As I have been told and heard from others the drinking is just the tip of the iceberg there is a whole other continent under the surface. It is HIS tip fo the iceberg (as well as the bottom of it too) to deal with and until he starts handling his thinking issues he has no concept of how to behave differently. The only thing that has changed at this point for him is he's not drinking.

Keep the focus on you and work on your own program of recovery. He needs to figure this stuff out on his own. I recently heard I had to and needed to pick the kids up from STBAX's place of residence and you know what .. noooo I didn't. I had a dental appointment that morning and had a cavity filled for the first time ever. I wanted to relax. I was told he didn't have any gas. I let him know I knew he could figure it out I'm sure he could figure it out and get the kids home.

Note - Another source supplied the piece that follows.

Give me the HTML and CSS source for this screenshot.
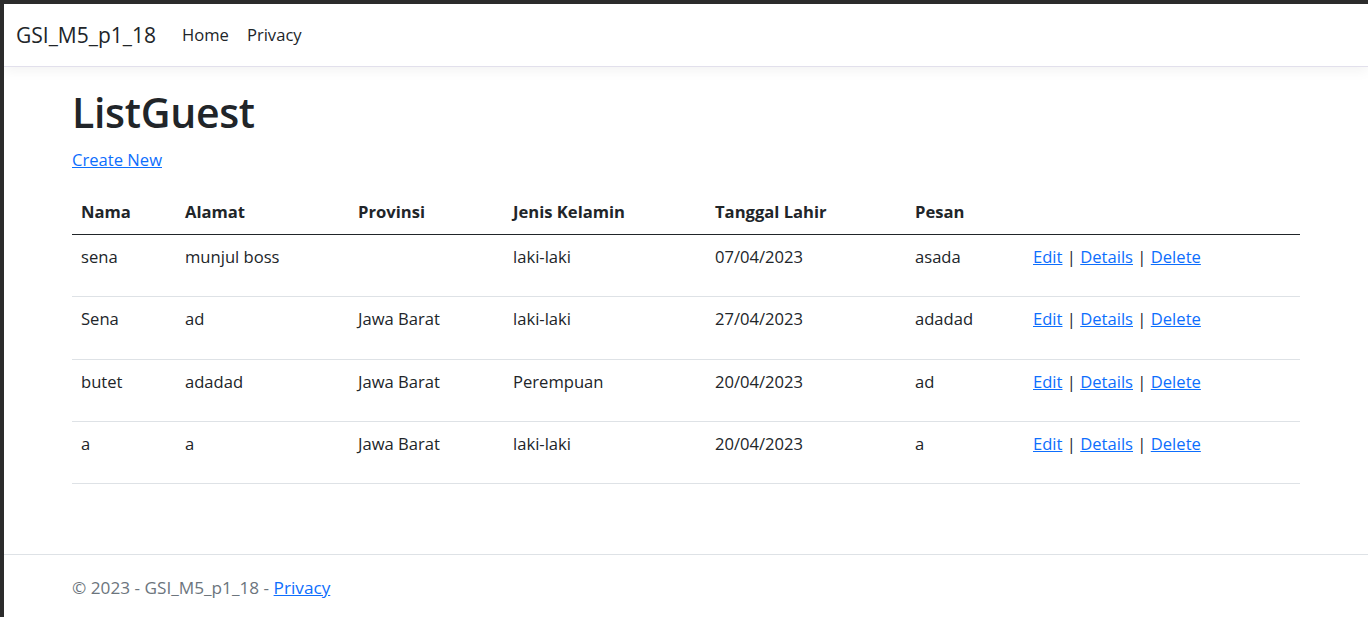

Guess what after much grumbling and a couple of threats he picked the kids up from school AND brought them home at the end of the night. I made the decision not to react and I also knew what my options were if he didn't bring the kids home.

It is hard and scary to make those kinds of choices especially when it's not what we used to do. Congrats on making a new change for yourself, trust me it so gets easier!!!!

Something that I heard just today was this .. just because you buy someone a pack of cig or you don't buy them a pack of cigs it doesn't mean that person is going to find sobriety. 

We all have to make the best decisions for our own circumstances.  When I get sick and tired of being sick and tired .. I will do something different.  That is a truth for all who wish to change and want to stop continually getting what they have gotten.  For me as I have become ready at each step I am choosing to do something different.  No one else could tell me when to make those changes. 

Hugs P :)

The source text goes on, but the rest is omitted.